Every bill creates winners and losers. Here's who stands to gain and who bears the cost.

Who Benefits

  • Law enforcement and corrections agencies — they remain expressly exempt and face a reduced likelihood that civilians (including potential attackers) possess RF1‑level protective gear that can blunt police protective advantages.
  • Public safety and emergency responders — the bill’s intent is to reduce the availability of high‑performance armor to civilians, which could lower the protective capabilities of attackers in certain mass‑casualty scenarios and simplify responder tactics.
  • Manufacturers of lower‑performance civilian body armor — companies that produce products intentionally below the RF1 threshold may gain a clearer market position if higher‑performance civilian products are pulled from civilian channels. The statute’s performance benchmark clarifies acceptable civilian product ceilings.

Who Bears the Cost

  • Manufacturers and importers of RF1‑level armor — they lose or must restructure the civilian market for their products, change labeling/testing practices, and implement compliance controls to prevent civilian sales.
  • Retailers and online marketplaces — businesses that sell body armor will need to implement intake controls, testing documentation checks, or outright bans on RF1‑level items for civilian customers and face criminal‑law exposure if they fail to block prohibited sales.
  • Civilians who seek or currently own qualifying armor — absent proof of lawful possession predating the statute, private individuals risk criminal prosecution and imprisonment for possession after the law takes effect.
  • Federal prosecutors and courts — enforcement will create new evidentiary and technical burdens (ballistic testing, chain of title, knowledge proof) that increase case complexity and resource needs.
  • Shippers and intermediaries — carriers moving armor across state lines will confront questions about screening shipments, liability for transporting prohibited items, and potential seizure risks.

Key Issues

The Core Tension

The bill balances two legitimate public interests — reducing attackers’ access to high‑performance armor to enhance public safety versus preserving individuals’ ability to obtain personal protective equipment — by using a technical performance cutoff tied to an evolving NIJ standard. That makes the law conceptually straightforward but operationally messy: the better the public safety case for restricting armor, the harder it is to craft a clean, administrable rule that doesn’t sweep in lawful, benign, or emergency‑use possession and that prosecutors can reliably prove in court.

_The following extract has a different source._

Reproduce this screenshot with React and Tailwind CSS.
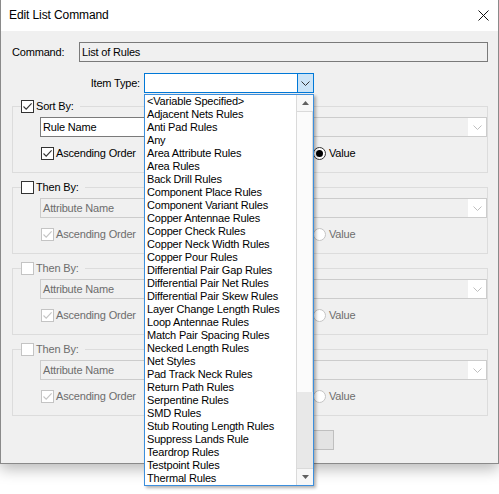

The bill relies on a technical performance threshold rather than a specific product list, which transfers the classification work to testing and documentation. That creates immediate questions: which parties bear the cost of testing, what constitutes sufficient proof of an item’s ballistic rating, and how courts will handle items tested under different NIJ versions.

Because the statute ties the RF1 comparison to “the NIJ standard in effect at the time” of purchase or possession, the operative test can change over time, producing retrospective disputes about whether armor that passed an earlier NIJ test later qualifies as prohibited.

The penalty language requires that violations be knowing, but the statute does not define the elements of knowledge (for example, knowledge of the product’s technical rating versus knowledge that the item is prohibited by law). The grandfathering clause protects pre‑existing lawful owners but places the burden of proof on defendants to show lawful prior possession; the bill contains no recordkeeping or registration requirement to make that proof straightforward.

The law also creates enforcement and resource trade‑offs: proving ballistic performance in court typically requires expert testing, custodial chain‑of‑possession documentation, and potentially expensive laboratory analysis. Finally, the bill does not address secondary issues like transfer on death, inherited items, or temporary possession by journalists and at‑risk civilians, leaving gaps that will likely result in litigation or regulatory guidance requests.